Connaissant un rafistolage mal placé en fin d’année 2012 ; elle aurait pu garder ce charme d’antan. Elle aurait pu ne pas se voir profaner par un « modernisme » qui altère dans son sillage toute noblesse d’un passé élogieux. Mettre de la faïencerie mal émaillée, ou tenter de faire une extension imméritée n’est qu’un voeu inutile. A l’origine c’est une mosquée de quartier, donc la prétention de vouloir en faire une mosquée de masse, avec la rationalisation de tout mètre carré n’est pas sans toucher à l’authenticité de l’oeuvre. La cour avec son jet d’eau a disparu. De même que les voûtes minuscules qui ornaient de l’intérieur son entrée.
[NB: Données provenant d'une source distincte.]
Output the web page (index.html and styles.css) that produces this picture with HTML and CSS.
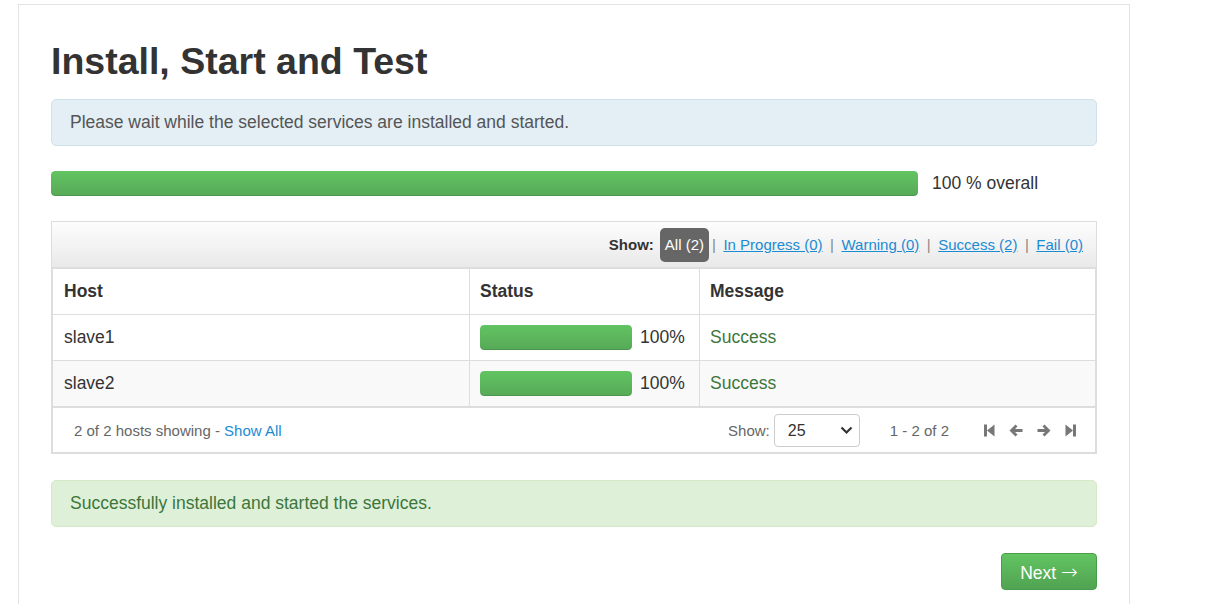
FILE: index.html
```html
<!DOCTYPE html>
<html>
<head>
<meta charset="utf-8">
<title>Install, Start and Test</title>
<link rel="stylesheet" href="styles.css">
</head>
<body>
<div class="panel">
  <h1 class="title">Install, Start and Test</h1>
  <div class="alert alert-info">Please wait while the selected services are installed and started.</div>
  <div class="overall">
    <div class="progress"><div class="bar" style="width:100%"></div></div>
    <div class="overall-label">100 % overall</div>
  </div>
  <div class="hosts-box">
    <div class="filter-bar">
      <span class="filter-label">Show:</span>
      <span class="badge-active">All (2)</span>
      <span class="sep sep-first">|</span>
      <a class="filter-link">In Progress (0)</a>
      <span class="sep">|</span>
      <a class="filter-link">Warning (0)</a>
      <span class="sep">|</span>
      <a class="filter-link">Success (2)</a>
      <span class="sep">|</span>
      <a class="filter-link">Fail (0)</a>
    </div>
    <table class="hosts">
      <colgroup><col class="c-host"><col class="c-status"><col class="c-msg"></colgroup>
      <thead>
        <tr><th>Host</th><th>Status</th><th>Message</th></tr>
      </thead>
      <tbody>
        <tr>
          <td>slave1</td>
          <td><div class="status"><div class="progress small"><div class="bar" style="width:100%"></div></div><span class="pct">100%</span></div></td>
          <td class="msg-success">Success</td>
        </tr>
        <tr class="striped">
          <td>slave2</td>
          <td><div class="status"><div class="progress small"><div class="bar" style="width:100%"></div></div><span class="pct">100%</span></div></td>
          <td class="msg-success">Success</td>
        </tr>
      </tbody>
    </table>
    <div class="table-footer">
      <div class="footer-info">2 of 2 hosts showing - <a class="link">Show All</a></div>
      <div class="footer-right">
        <span class="muted">Show:</span>
        <div class="select-box">
          <span>25</span>
          <svg class="chev" width="13" height="9" viewBox="0 0 13 9"><path d="M1.5 1.5 L6.5 6.5 L11.5 1.5" fill="none" stroke="#333" stroke-width="2.2"/></svg>
        </div>
        <span class="muted range">1 - 2 of 2</span>
        <div class="pager">
          <svg width="11" height="13" viewBox="0 0 11 13"><rect x="0" y="0.5" width="3" height="12" fill="#777"/><path d="M3 6.5 L10.5 0.5 V12.5 Z" fill="#777"/></svg>
          <svg width="14" height="13" viewBox="0 0 14 13"><path d="M0.5 6.5 L6.5 0.5 L8.5 2.5 L6 5 H13.5 V8 H6 L8.5 10.5 L6.5 12.5 Z" fill="#777"/></svg>
          <svg width="14" height="13" viewBox="0 0 14 13"><path d="M13.5 6.5 L7.5 0.5 L5.5 2.5 L8 5 H0.5 V8 H8 L5.5 10.5 L7.5 12.5 Z" fill="#777"/></svg>
          <svg width="11" height="13" viewBox="0 0 11 13"><path d="M0.5 0.5 L8 6.5 L0.5 12.5 Z" fill="#777"/><rect x="8" y="0.5" width="3" height="12" fill="#777"/></svg>
        </div>
      </div>
    </div>
  </div>
  <div class="alert alert-success">Successfully installed and started the services.</div>
  <div class="actions"><button class="btn-next">Next <span class="arrow">&rarr;</span></button></div>
</div>
</body>
</html>
```

FILE: styles.css
```css
* { box-sizing: border-box; }
html, body {
  margin: 0;
  padding: 0;
  background: #fff;
}
body {
  font-family: "Liberation Sans", Arial, sans-serif;
  font-size: 17.5px;
  line-height: 25px;
  color: #333;
}
.panel {
  margin: 4px 0 0 18px;
  width: 1112px;
  border: 1px solid #e3e3e3;
  border-bottom: none;
  padding: 36px 32px 40px 32px;
}
.title {
  margin: 0 0 17px 0;
  font-size: 37.5px;
  line-height: 41px;
  font-weight: bold;
  color: #333;
}
.alert {
  border: 1px solid;
  border-radius: 5px;
  padding: 10px 18px;
  height: 47px;
}
.alert-info {
  background: #e4eff5;
  border-color: #d0e1ea;
  color: #555;
}
.alert-success {
  background: #dff0d8;
  border-color: #d6e9c6;
  color: #3c763d;
  margin-top: 26px;
}
.overall {
  margin-top: 25px;
  display: grid;
  grid-template-columns: 1fr 165px;
  column-gap: 14px;
  align-items: center;
}
.progress {
  height: 25px;
  border-radius: 4px;
  background: #f2f2f2;
  overflow: hidden;
}
.bar {
  height: 100%;
  background: linear-gradient(#62c462, #57a957);
  border-radius: 4px;
  box-shadow: inset 0 -1px 0 rgba(0,0,0,0.12);
}
.overall-label {
  color: #333;
}
.hosts-box {
  margin-top: 25px;
  border: 1px solid #ddd;
}
.filter-bar {
  height: 46px;
  border-bottom: 1px solid #ddd;
  background: linear-gradient(#fdfdfd, #e9e9e9);
  display: flex;
  align-items: center;
  justify-content: flex-end;
  padding-right: 13px;
  font-size: 15px;
}
.filter-label {
  font-weight: bold;
  color: #333;
  margin-right: 6px;
}
.badge-active {
  background: #666;
  color: #fff;
  border-radius: 5px;
  height: 34px;
  line-height: 34px;
  padding: 0 5px;
}
.sep {
  color: #888;
  margin: 0 7.5px;
}
.sep-first {
  margin-left: 3px;
}
.filter-link, .link {
  color: #1b8bd3;
  cursor: pointer;
}
.filter-link {
  text-decoration: underline;
}
.hosts {
  width: 100%;
  border-collapse: collapse;
  table-layout: fixed;
}
.c-host { width: 417px; }
.c-status { width: 230px; }
.hosts th, .hosts td {
  border: 1px solid #ddd;
  padding: 10px;
  text-align: left;
  vertical-align: middle;
  height: 46px;
}
.hosts th:first-child, .hosts td:first-child {
  padding-left: 11px;
}
.hosts th {
  font-weight: bold;
  color: #333;
}
.hosts tr.striped td {
  background: #f9f9f9;
}
.status {
  display: flex;
  align-items: center;
  gap: 8px;
}
.progress.small {
  width: 152px;
  height: 25px;
}
.msg-success {
  color: #3c763d;
}
.table-footer {
  height: 46px;
  border: 1px solid #ddd;
  display: flex;
  align-items: center;
  justify-content: space-between;
  padding: 0 19px 0 21px;
  font-size: 15px;
  color: #666;
}
.footer-right {
  display: flex;
  align-items: center;
}
.muted {
  color: #666;
}
.select-box {
  width: 86px;
  height: 33px;
  border: 1px solid #ccc;
  border-radius: 4px;
  margin-left: 4px;
  display: flex;
  align-items: center;
  justify-content: space-between;
  padding: 0 6px 0 13px;
  font-size: 16px;
  color: #333;
  background: #fff;
}
.range {
  margin-left: 30px;
}
.pager {
  display: flex;
  align-items: center;
  gap: 14px;
  margin-left: 35px;
}
.pager svg {
  display: block;
}
.actions {
  margin-top: 26px;
  display: flex;
  justify-content: flex-end;
}
.btn-next {
  font-family: "Liberation Sans", Arial, sans-serif;
  font-size: 17.5px;
  color: #fff;
  height: 37px;
  width: 96px;
  padding: 0;
  border: 1px solid #4a9e4a;
  border-radius: 4px;
  background: linear-gradient(#62c462, #51a351);
  cursor: pointer;
}
.arrow {
  font-family: "DejaVu Sans", sans-serif;
  font-weight: 200;
  font-size: 20px;
}
```
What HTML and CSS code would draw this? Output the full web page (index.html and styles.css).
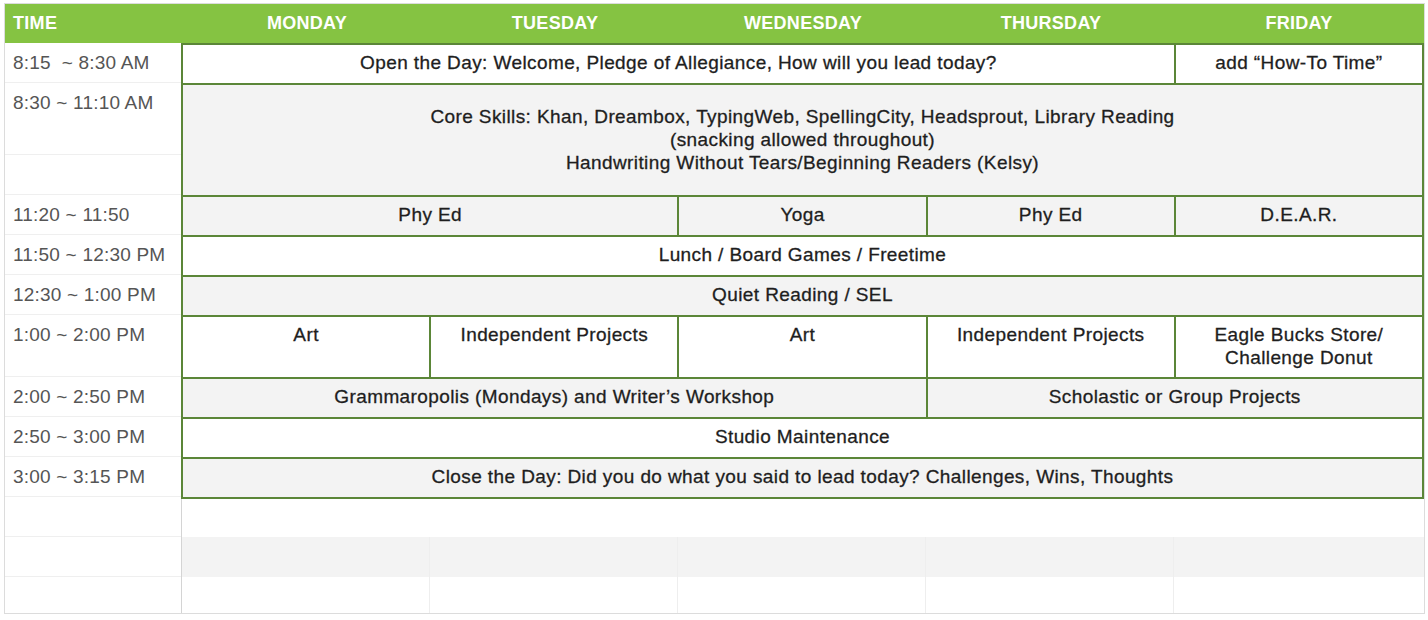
FILE: index.html
```html
<!DOCTYPE html>
<html>
<head>
<meta charset="utf-8">
<link rel="stylesheet" href="styles.css">
</head>
<body>
<div class="table">
  <div class="head">
    <div class="head-time">TIME</div>
    <div class="head-days">
      <div>MONDAY</div><div>TUESDAY</div><div>WEDNESDAY</div><div>THURSDAY</div><div>FRIDAY</div>
    </div>
  </div>
  <div class="body">
    <div class="times">
      <div class="t h40">8:15 &nbsp;~ 8:30 AM</div>
      <div class="t h72">8:30 ~ 11:10 AM</div>
      <div class="t h40"></div>
      <div class="t h40">11:20 ~ 11:50</div>
      <div class="t h40">11:50 ~ 12:30 PM</div>
      <div class="t h40">12:30 ~ 1:00 PM</div>
      <div class="t h62">1:00 ~ 2:00 PM</div>
      <div class="t h40">2:00 ~ 2:50 PM</div>
      <div class="t h40">2:50 ~ 3:00 PM</div>
      <div class="t h40">3:00 ~ 3:15 PM</div>
      <div class="t h40"></div>
      <div class="t h40"></div>
      <div class="t h36 last"></div>
    </div>
    <div class="right">
      <div class="sched">
        <div class="c w span4">Open the Day: Welcome, Pledge of Allegiance, How will you lead today?</div>
        <div class="c w">add “How-To Time”</div>

        <div class="c g span5 mid">Core Skills: Khan, Dreambox, TypingWeb, SpellingCity, Headsprout, Library Reading<br>(snacking allowed throughout)<br>Handwriting Without Tears/Beginning Readers (Kelsy)</div>

        <div class="c g span2">Phy Ed</div>
        <div class="c g">Yoga</div>
        <div class="c g">Phy Ed</div>
        <div class="c g">D.E.A.R.</div>

        <div class="c w span5">Lunch / Board Games / Freetime</div>

        <div class="c g span5">Quiet Reading / SEL</div>

        <div class="c w">Art</div>
        <div class="c w">Independent Projects</div>
        <div class="c w">Art</div>
        <div class="c w">Independent Projects</div>
        <div class="c w">Eagle Bucks Store/<br>Challenge Donut</div>

        <div class="c g span3">Grammaropolis (Mondays) and Writer’s Workshop</div>
        <div class="c g span2">Scholastic or Group Projects</div>

        <div class="c w span5">Studio Maintenance</div>

        <div class="c g span5">Close the Day: Did you do what you said to lead today? Challenges, Wins, Thoughts</div>
      </div>
      <div class="empty-full"></div>
      <div class="empty-row gray">
        <div></div><div></div><div></div><div></div><div></div>
      </div>
      <div class="empty-row short">
        <div></div><div></div><div></div><div></div><div></div>
      </div>
    </div>
  </div>
</div>
</body>
</html>
```

FILE: styles.css
```css
* { box-sizing: border-box; }
html, body { margin: 0; padding: 0; background: #fff; }
body {
  font-family: "Liberation Sans", Arial, sans-serif;
}
.table {
  margin: 3px 0 0 4px;
  width: 1421px;
  border: 1px solid #dcdcdc;
}
.head {
  display: grid;
  grid-template-columns: 177px 1fr;
  height: 39px;
  background: #85c342;
  color: #fff;
  font-weight: bold;
  font-size: 18px;
  letter-spacing: 0.3px;
}
.head-time {
  display: flex;
  align-items: center;
  padding-left: 8px;
}
.head-days {
  display: grid;
  grid-template-columns: repeat(5, 1fr);
  column-gap: 2px;
  padding: 0 2px;
}
.head-days > div {
  display: flex;
  align-items: center;
  justify-content: center;
}
.body {
  display: grid;
  grid-template-columns: 177px 1fr;
}
.times { display: flex; flex-direction: column; }
.t {
  border-bottom: 1px solid #efefef;
  padding: 8px 0 0 8px;
  font-size: 19px;
  line-height: 23px;
  letter-spacing: 0.2px;
  color: #555;
  white-space: pre;
}
.t.last { border-bottom: none; }
.h40 { height: 40px; }
.h72 { height: 72px; }
.h62 { height: 62px; }
.h36 { height: 36px; }

.right { display: flex; flex-direction: column; }
.sched {
  display: grid;
  grid-template-columns: repeat(5, 1fr);
  grid-template-rows: 38px 110px 38px 38px 38px 60px 38px 38px 38px;
  gap: 2px;
  background: #5b8638;
  border: 2px solid #5b8638;
  margin-left: -1px;
}
.c {
  font-size: 19px;
  line-height: 23px;
  letter-spacing: 0.4px;
  color: #1e1e1e;
  -webkit-text-stroke: 0.3px #1e1e1e;
  text-align: center;
  padding-top: 6px;
}
.w { background: #fff; }
.g { background: #f3f3f3; }
.mid { display: flex; align-items: center; justify-content: center; padding: 0 0 2px; }
.span2 { grid-column: span 2; }
.span3 { grid-column: span 3; }
.span4 { grid-column: span 4; }
.span5 { grid-column: span 5; }

.empty-full { height: 38px; border-left: 1px solid #d4d4d4; margin-left: -1px; }
.empty-row {
  display: grid;
  grid-template-columns: repeat(5, 1fr);
  column-gap: 2px;
  padding: 0 2px;
  height: 40px;
  border-left: 1px solid #d4d4d4;
  margin-left: -1px;
}
.empty-row.gray { background: #f3f3f3; }
.empty-row.short { height: 36px; }
.empty-row > div { border-right: 1px solid #eeeeee; }
.empty-row > div:last-child { border-right: none; }
```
La porte cochère qui jadis faisait une différence, va en toute certitude être remplacée par une vitrerie automatique, ou un quelconque produit de mauvaise ébénisterie. L’on tergiverse encore sur la conservation, la suppression ou la conversion du minbar, un petit ensemble de marches couronné et d’où ont eu à officier Cheikh Benbadis, El Ibrahimi et autres sommités. Enfin elle est devenue une grande salle de prière, dénuée de son âme. L’on ne s’y reconnaît plus en ces décors. Les enfants qui ont grandi entre ses rangs garderont en éternelle souvenance qu’elle fut pour eux un second berceau.